Does anyone know of a good topic detection tool other than Google's simplistic site-flavored tool?
Heh, heh - Actually, we tried using it as a system to pull data, but didn't have great luck. It is a nifty system though, I'd love it someone would release the source code so we could tweak it a bit.
Ive used the Yahoo tool before but just as a guide to what terms have been picked up by Yahoo! More information on what technology they use to disect some text would be useful, and give more of an insight into how Yahoo! catagorises sites.
I guess rand you were looking for something that takes the textual information from a web site and then run Yahoo!s tool against??
Wow, I've never seen that, but it seems that it should be very helpful to your project.
Rand,
You might want to take a look at Yahoo's term extraction api. (Y!Q)

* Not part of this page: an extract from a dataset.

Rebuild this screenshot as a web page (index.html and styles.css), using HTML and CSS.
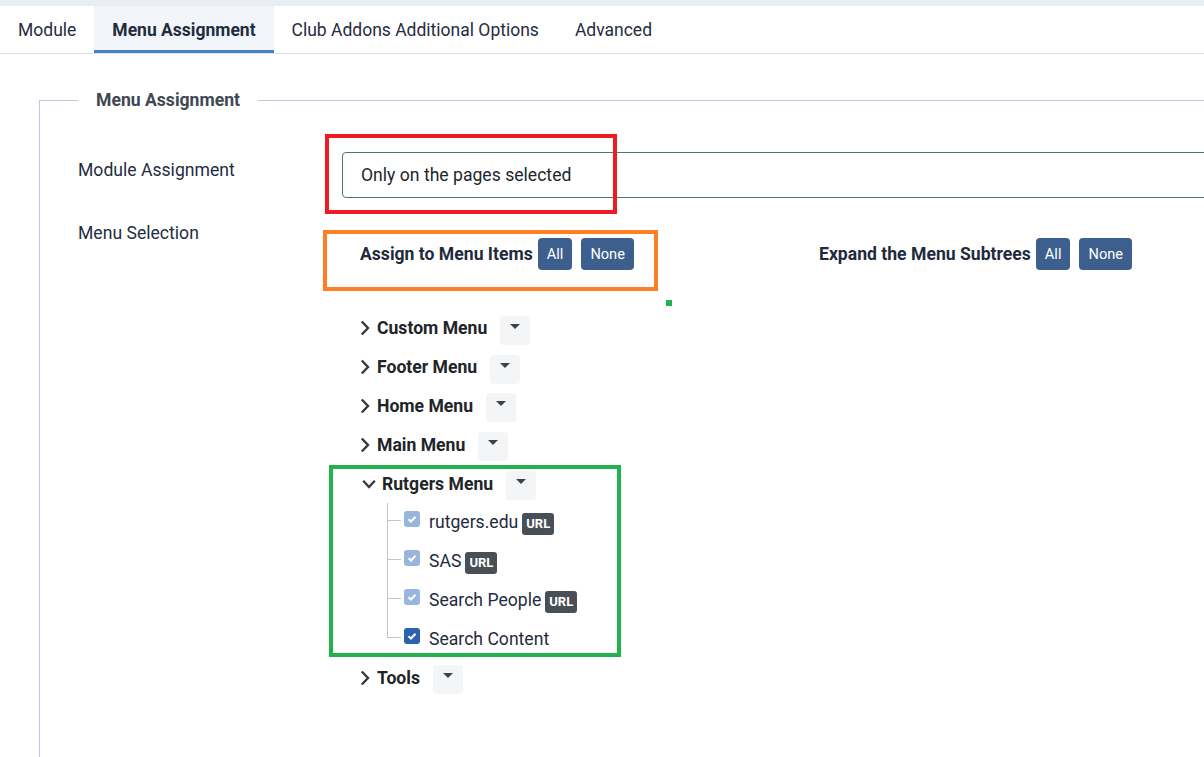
FILE: index.html
```html
<!DOCTYPE html>
<html>
<head>
  <title>Module: Menu Assignment</title>
  <link rel="stylesheet" href="styles.css">
</head>
<body>
  <div class="topbar"></div>
  <nav class="tabs">
    <a class="tab">Module</a>
    <a class="tab active">Menu Assignment</a>
    <a class="tab">Club Addons Additional Options</a>
    <a class="tab">Advanced</a>
  </nav>

  <div class="tab-pane">
    <fieldset class="options">
      <legend>Menu Assignment</legend>

      <div class="control-group first">
        <label class="control-label label-select">Module Assignment</label>
        <div class="controls">
          <div class="select">Only on the pages selected</div>
        </div>
      </div>

      <div class="control-group second">
        <label class="control-label">Menu Selection</label>
        <div class="controls">
          <div class="tree-head">
            <div class="head-group assign">
              <span class="head-title">Assign to Menu Items</span>
              <button class="btn">All</button>
              <button class="btn">None</button>
            </div>
            <div class="head-group">
              <span class="head-title">Expand the Menu Subtrees</span>
              <button class="btn">All</button>
              <button class="btn">None</button>
            </div>
          </div>

          <ul class="tree">
            <li class="row">
              <svg class="chev" width="10" height="16" viewBox="0 0 10 16"><path d="M1.8 1.5 L8 8 L1.8 14.5"/></svg>
              <span class="menu-name">Custom Menu</span>
              <span class="dd"><i></i></span>
            </li>
            <li class="row">
              <svg class="chev" width="10" height="16" viewBox="0 0 10 16"><path d="M1.8 1.5 L8 8 L1.8 14.5"/></svg>
              <span class="menu-name">Footer Menu</span>
              <span class="dd"><i></i></span>
            </li>
            <li class="row">
              <svg class="chev" width="10" height="16" viewBox="0 0 10 16"><path d="M1.8 1.5 L8 8 L1.8 14.5"/></svg>
              <span class="menu-name">Home Menu</span>
              <span class="dd"><i></i></span>
            </li>
            <li class="row">
              <svg class="chev" width="10" height="16" viewBox="0 0 10 16"><path d="M1.8 1.5 L8 8 L1.8 14.5"/></svg>
              <span class="menu-name">Main Menu</span>
              <span class="dd"><i></i></span>
            </li>
            <li class="row open">
              <svg class="chev down" width="14" height="10" viewBox="0 0 14 10"><path d="M1.2 1.8 L7 8 L12.8 1.8"/></svg>
              <span class="menu-name">Rutgers Menu</span>
              <span class="dd"><i></i></span>
            </li>
            <li>
              <ul class="children">
                <li class="row child">
                  <span class="check light"><svg width="10" height="8" viewBox="0 0 10 8"><path d="M1.5 4.2 L4 6.5 L8.5 1.8"/></svg></span>
                  <span>rutgers.edu</span><span class="badge">URL</span>
                </li>
                <li class="row child">
                  <span class="check light"><svg width="10" height="8" viewBox="0 0 10 8"><path d="M1.5 4.2 L4 6.5 L8.5 1.8"/></svg></span>
                  <span>SAS</span><span class="badge">URL</span>
                </li>
                <li class="row child">
                  <span class="check light"><svg width="10" height="8" viewBox="0 0 10 8"><path d="M1.5 4.2 L4 6.5 L8.5 1.8"/></svg></span>
                  <span>Search People</span><span class="badge">URL</span>
                </li>
                <li class="row child">
                  <span class="check"><svg width="10" height="8" viewBox="0 0 10 8"><path d="M1.5 4.2 L4 6.5 L8.5 1.8"/></svg></span>
                  <span>Search Content</span>
                </li>
              </ul>
            </li>
            <li class="row">
              <svg class="chev" width="10" height="16" viewBox="0 0 10 16"><path d="M1.8 1.5 L8 8 L1.8 14.5"/></svg>
              <span class="menu-name">Tools</span>
              <span class="dd"><i></i></span>
            </li>
          </ul>
        </div>
      </div>
    </fieldset>
  </div>

  <!-- highlight marks drawn over the form -->
  <div class="mark mark-red"></div>
  <div class="mark mark-orange"></div>
  <div class="mark mark-dot"></div>
  <div class="mark mark-green"></div>
</body>
</html>
```

FILE: styles.css
```css
* { box-sizing: border-box; }

body {
  margin: 0;
  width: 1204px;
  height: 757px;
  overflow: hidden;
  position: relative;
  font-family: Roboto, "Liberation Sans", sans-serif;
  font-size: 17.6px;
  color: #1f2b3c;
  background: #fff;
}

.topbar { height: 6px; background: #e9eef3; }

.tabs {
  display: flex;
  height: 48px;
  border-bottom: 1px solid #dde3ea;
  font-size: 17.5px;
}
.tab {
  display: flex;
  align-items: center;
  padding: 0 18px;
  height: 47px;
  color: #1f2d40;
}
.tab.active {
  background: #f2f5f9;
  font-weight: bold;
  border-bottom: 3px solid #4b7fc5;
  padding-top: 3px;
}

.tab-pane { padding-top: 36px; }

.options {
  margin: 0 0 0 39px;
  padding: 0 0 120px 38px;
  width: 1400px;
  border: 1px solid #bacbe1;
  border-right: 0;
}
.options legend {
  padding: 0 18px;
  font-size: 17.6px;
  line-height: 20px;
  font-weight: bold;
  color: #3f4853;
}

.control-group { display: flex; }
.control-group.first { margin-top: 42px; }
.control-group.second { margin-top: 23px; }
.control-label {
  flex: 0 0 264px;
  line-height: 24px;
  color: #1f2d40;
}
.label-select { padding-top: 6px; }
.controls { flex: 1; }

.select {
  width: 1000px;
  height: 46px;
  border: 1px solid #4a7e55;
  border-radius: 4px;
  padding-left: 18px;
  display: flex;
  align-items: center;
  color: #22262a;
}

.tree-head {
  display: flex;
  margin-top: 17px;
  padding-left: 18px;
}
.head-group { display: flex; align-items: center; }
.head-group.assign { flex: 0 0 459px; }
.head-title { font-weight: bold; color: #1f2b3c; margin-right: 5px; }
.btn {
  height: 32px;
  padding: 0 9px;
  margin-right: 9px;
  border: 0;
  border-radius: 4px;
  background: #3c5f8d;
  color: #fff;
  font-family: Roboto, "Liberation Sans", sans-serif;
  font-size: 14.6px;
}

.tree {
  list-style: none;
  margin: 39px 0 0;
  padding: 0;
}
.row {
  display: flex;
  align-items: center;
  height: 38.8px;
  padding-left: 18px;
  color: #212529;
}
.menu-name { font-weight: bold; margin-left: 7px; }
.chev { fill: none; stroke: #343a40; stroke-width: 2.4; }
.chev.down { margin-left: 2px; }
.open .menu-name { margin-left: 6px; }

.dd {
  width: 30px;
  height: 29px;
  margin-left: 13px;
  margin-top: 4px;
  border-radius: 4px;
  background: #f4f5f7;
  display: flex;
  justify-content: center;
  padding-top: 8px;
}
.dd i {
  width: 0;
  height: 0;
  border-left: 5px solid transparent;
  border-right: 5px solid transparent;
  border-top: 5px solid #3d434a;
}

.children {
  list-style: none;
  margin: 0 0 0 45px;
  padding: 0;
}
.row.child {
  position: relative;
  padding-left: 17px;
  color: #1f2b3c;
}
/* tree connector lines */
.row.child::before {
  content: "";
  position: absolute;
  left: 0;
  top: 0;
  width: 13px;
  height: calc(50% - 2px);
  border-left: 1px solid #c4c4c4;
  border-bottom: 1px solid #c4c4c4;
}
.row.child:not(:last-child)::after {
  content: "";
  position: absolute;
  left: 0;
  top: 0;
  bottom: 0;
  border-left: 1px solid #c4c4c4;
}

.check {
  width: 16px;
  height: 16px;
  border-radius: 3px;
  background: #2a62b0;
  margin: 0 9px 6px 0;
  display: flex;
  align-items: center;
  justify-content: center;
}
.check.light { background: #98b5de; }
.check svg { fill: none; stroke: #fff; stroke-width: 2; }

.badge {
  margin-left: 4px;
  margin-top: 4px;
  height: 22px;
  line-height: 22px;
  padding: 0 4px;
  border-radius: 3px;
  background: #484f57;
  color: #fff;
  font-size: 13px;
  font-weight: bold;
}

.mark { position: absolute; }
.mark-red { left: 325px; top: 134px; width: 292px; height: 80px; border: 4px solid #ed1c24; }
.mark-orange { left: 323px; top: 230px; width: 335px; height: 61px; border: 4px solid #ff7f27; }
.mark-dot { left: 666px; top: 300px; width: 6px; height: 6px; background: #22b14c; }
.mark-green { left: 329px; top: 465px; width: 292px; height: 192px; border: 4px solid #22b14c; }
```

https://developer.yahoo.net/search/content/V1/termExtraction.html
Then run the term list against documents that have been categorized (tagged/whatever - for example del.icio.us). Might give you what you are looking for.
- Michael
DJ - Nope. We definitely don't need another KW density tool. That metric carries no value for SEO, whatsoever.
Rand,
I don't know of any other tools, but I have some ideas as to how it may be acheived. Feel free to contact me if you're interested in talking about it.
Not exactly what you guys are looking for, but Spannerworks has an interesting tool found here: https://www.spannerworks.com/keywordanalyser.0.html
It does a pretty good job of automatically picking up phrases that are potentially the topic of the web page.